--- BEGIN DATASET ENTRIES ---

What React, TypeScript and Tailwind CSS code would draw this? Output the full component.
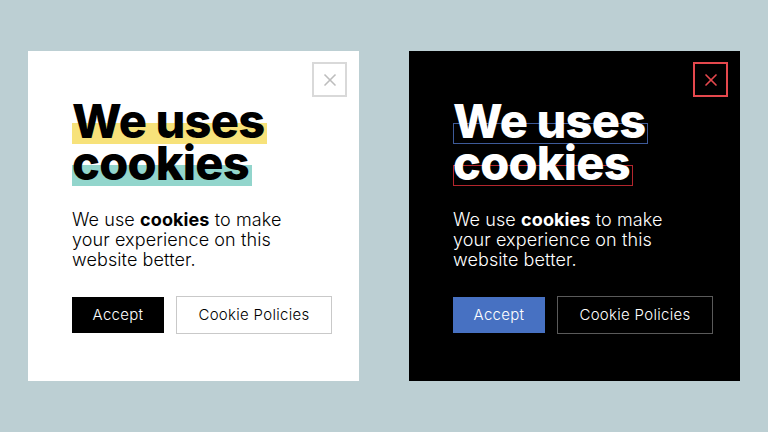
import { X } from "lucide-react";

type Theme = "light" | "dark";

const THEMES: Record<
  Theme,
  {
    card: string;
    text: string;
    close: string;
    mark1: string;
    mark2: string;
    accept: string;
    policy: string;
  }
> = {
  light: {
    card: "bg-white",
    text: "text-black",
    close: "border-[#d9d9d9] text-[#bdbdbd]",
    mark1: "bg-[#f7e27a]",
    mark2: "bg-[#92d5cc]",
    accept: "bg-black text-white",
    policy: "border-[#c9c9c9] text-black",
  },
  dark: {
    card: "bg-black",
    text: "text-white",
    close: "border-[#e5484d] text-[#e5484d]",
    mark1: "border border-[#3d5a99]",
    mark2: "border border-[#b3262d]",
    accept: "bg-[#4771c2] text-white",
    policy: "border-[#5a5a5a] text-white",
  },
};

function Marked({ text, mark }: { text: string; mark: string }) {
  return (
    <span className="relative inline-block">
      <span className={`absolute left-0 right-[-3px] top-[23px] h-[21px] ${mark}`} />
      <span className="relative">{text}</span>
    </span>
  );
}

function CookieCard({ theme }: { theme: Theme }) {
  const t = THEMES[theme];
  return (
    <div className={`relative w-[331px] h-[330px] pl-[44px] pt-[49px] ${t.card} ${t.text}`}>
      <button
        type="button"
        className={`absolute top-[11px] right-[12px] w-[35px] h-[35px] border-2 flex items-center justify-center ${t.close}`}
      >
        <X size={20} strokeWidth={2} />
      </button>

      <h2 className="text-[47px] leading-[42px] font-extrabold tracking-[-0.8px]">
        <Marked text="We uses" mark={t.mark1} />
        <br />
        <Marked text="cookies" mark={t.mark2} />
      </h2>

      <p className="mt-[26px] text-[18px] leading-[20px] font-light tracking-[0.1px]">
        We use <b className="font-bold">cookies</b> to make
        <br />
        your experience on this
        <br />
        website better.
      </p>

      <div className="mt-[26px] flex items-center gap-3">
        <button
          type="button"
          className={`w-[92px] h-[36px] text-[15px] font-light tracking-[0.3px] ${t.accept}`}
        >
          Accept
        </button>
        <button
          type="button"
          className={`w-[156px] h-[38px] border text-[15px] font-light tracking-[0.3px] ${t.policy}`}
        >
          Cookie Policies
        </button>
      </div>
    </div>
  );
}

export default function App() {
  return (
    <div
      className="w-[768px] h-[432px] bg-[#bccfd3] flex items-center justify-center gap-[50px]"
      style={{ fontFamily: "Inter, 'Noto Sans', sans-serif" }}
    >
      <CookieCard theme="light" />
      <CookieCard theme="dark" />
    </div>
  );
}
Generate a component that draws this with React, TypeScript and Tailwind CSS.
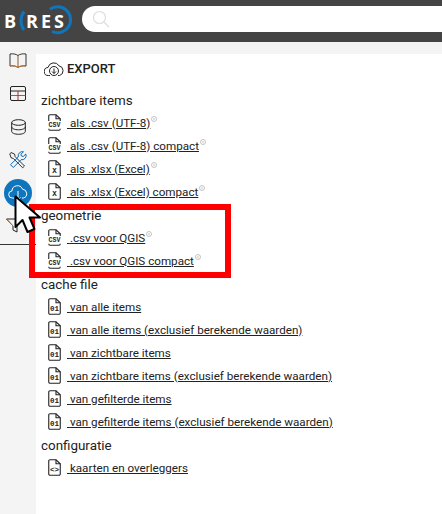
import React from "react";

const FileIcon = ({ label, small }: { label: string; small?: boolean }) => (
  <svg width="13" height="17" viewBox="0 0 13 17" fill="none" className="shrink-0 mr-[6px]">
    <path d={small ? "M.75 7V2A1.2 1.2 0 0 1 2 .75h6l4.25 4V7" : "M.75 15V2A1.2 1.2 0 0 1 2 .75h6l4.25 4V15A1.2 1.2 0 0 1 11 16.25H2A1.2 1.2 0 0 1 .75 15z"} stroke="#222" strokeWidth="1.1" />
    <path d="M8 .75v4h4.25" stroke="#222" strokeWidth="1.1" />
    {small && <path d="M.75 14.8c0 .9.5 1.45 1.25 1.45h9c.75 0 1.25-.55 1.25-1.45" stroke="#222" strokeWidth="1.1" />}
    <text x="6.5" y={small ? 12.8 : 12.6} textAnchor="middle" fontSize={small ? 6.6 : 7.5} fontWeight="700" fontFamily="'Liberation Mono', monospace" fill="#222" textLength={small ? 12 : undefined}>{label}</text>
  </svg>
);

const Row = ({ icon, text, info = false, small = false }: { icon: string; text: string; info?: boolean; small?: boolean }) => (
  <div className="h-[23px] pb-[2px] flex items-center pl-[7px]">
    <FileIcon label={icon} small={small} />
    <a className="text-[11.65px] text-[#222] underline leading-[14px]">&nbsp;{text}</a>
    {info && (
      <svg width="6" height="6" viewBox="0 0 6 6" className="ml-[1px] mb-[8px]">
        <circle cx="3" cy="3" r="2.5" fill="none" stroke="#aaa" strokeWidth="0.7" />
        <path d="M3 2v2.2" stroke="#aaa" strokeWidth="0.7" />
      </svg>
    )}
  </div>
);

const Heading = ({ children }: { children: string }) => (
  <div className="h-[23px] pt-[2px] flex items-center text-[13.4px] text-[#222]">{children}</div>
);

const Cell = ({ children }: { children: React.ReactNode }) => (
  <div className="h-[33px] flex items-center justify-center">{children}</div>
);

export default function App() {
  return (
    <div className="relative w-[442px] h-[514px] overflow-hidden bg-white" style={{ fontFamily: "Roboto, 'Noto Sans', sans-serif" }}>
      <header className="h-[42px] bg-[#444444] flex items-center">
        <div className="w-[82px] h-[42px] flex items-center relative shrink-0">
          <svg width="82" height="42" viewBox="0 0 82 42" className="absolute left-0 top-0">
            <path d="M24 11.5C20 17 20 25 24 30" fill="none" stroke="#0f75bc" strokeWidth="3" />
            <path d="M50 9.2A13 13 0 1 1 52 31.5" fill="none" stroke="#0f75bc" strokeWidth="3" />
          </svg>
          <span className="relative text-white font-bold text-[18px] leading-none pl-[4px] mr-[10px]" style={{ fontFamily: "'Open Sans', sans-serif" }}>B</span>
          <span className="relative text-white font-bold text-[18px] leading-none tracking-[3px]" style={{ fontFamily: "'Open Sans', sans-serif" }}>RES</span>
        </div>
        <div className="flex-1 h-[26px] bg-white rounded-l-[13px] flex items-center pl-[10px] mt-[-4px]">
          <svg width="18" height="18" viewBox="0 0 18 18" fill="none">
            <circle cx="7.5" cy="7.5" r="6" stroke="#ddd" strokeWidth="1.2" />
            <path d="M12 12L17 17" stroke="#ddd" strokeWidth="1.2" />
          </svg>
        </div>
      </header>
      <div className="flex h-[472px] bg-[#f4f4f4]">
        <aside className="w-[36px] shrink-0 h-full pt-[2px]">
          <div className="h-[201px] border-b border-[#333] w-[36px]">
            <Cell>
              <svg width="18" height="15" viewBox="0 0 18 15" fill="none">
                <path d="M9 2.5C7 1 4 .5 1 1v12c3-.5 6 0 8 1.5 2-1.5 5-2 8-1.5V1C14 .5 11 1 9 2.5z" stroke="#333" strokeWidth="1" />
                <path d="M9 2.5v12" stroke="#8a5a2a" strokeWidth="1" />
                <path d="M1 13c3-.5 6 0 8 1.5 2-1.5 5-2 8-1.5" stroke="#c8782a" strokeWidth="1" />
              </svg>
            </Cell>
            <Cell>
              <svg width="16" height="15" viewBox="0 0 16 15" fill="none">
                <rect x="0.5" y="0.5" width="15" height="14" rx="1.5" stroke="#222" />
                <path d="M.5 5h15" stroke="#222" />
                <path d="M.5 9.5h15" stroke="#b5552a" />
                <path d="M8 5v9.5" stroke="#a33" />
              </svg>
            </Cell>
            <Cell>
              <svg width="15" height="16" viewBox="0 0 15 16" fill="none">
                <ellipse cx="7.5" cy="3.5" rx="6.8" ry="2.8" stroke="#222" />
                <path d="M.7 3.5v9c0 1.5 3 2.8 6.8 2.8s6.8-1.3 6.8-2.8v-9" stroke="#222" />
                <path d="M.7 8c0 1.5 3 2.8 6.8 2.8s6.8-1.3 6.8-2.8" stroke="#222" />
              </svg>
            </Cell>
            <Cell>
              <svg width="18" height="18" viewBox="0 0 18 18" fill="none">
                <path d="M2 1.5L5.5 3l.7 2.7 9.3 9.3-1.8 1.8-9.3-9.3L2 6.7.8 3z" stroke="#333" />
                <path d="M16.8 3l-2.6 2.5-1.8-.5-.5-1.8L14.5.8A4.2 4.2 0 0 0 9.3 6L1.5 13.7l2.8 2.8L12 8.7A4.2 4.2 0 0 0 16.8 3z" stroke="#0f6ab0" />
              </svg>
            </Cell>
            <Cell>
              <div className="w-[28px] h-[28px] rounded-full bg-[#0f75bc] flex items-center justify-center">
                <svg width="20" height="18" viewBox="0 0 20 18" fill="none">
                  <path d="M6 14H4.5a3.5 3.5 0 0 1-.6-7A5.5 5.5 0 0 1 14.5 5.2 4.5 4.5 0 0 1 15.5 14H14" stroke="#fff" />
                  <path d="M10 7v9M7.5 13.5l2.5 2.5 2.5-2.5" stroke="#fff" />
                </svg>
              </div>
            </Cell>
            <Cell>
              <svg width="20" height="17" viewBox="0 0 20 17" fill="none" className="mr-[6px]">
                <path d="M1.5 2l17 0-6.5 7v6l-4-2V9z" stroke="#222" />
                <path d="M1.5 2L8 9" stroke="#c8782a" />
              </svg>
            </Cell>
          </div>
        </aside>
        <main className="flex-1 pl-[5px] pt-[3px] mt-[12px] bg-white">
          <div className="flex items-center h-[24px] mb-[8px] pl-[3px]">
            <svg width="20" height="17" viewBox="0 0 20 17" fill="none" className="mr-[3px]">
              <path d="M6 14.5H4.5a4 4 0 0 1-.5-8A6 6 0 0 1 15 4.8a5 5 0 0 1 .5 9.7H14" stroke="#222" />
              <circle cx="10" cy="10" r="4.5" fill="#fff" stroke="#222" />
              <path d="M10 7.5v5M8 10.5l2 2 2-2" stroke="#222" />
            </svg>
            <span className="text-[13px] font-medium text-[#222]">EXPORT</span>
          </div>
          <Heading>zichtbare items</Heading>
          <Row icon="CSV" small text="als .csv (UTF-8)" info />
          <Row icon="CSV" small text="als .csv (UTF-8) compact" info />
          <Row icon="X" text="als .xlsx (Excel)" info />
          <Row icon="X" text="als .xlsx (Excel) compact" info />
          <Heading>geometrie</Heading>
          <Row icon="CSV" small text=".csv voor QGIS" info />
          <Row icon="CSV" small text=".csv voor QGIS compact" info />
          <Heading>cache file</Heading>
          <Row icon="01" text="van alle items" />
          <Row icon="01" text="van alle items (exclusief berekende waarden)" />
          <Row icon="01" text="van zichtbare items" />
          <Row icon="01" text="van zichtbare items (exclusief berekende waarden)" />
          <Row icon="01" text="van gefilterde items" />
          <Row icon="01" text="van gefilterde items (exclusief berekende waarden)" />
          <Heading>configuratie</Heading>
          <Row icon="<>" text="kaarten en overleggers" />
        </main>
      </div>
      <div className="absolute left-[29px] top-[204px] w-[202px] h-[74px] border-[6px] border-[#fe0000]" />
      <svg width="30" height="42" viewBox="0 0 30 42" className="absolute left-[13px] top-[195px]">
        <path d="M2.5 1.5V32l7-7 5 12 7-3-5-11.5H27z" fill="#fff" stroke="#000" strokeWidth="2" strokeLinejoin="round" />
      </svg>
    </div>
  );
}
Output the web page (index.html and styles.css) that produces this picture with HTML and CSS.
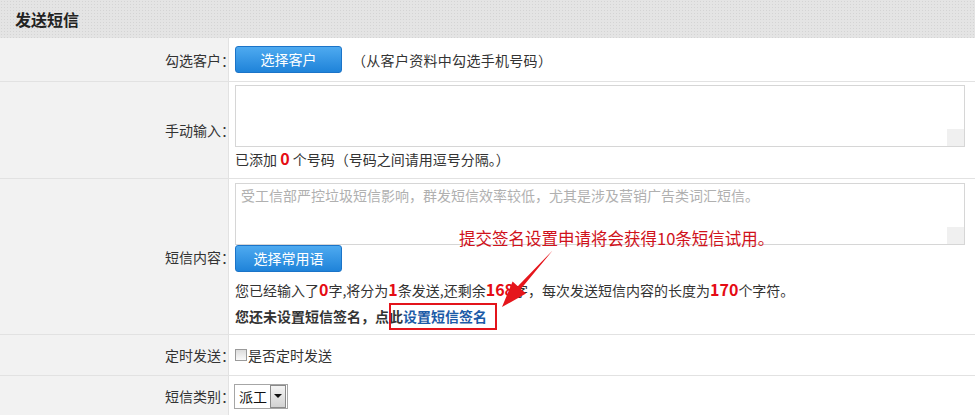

--- END DATASET ENTRIES ---

#### TASK DIRECTIONS:
Scan the data for the word "with" and copy every line where it shows up.

#### TASK ANSWER:
Generate a component that draws this with React, TypeScript and Tailwind CSS.
Output the web page (index.html and styles.css) that produces this picture with HTML and CSS.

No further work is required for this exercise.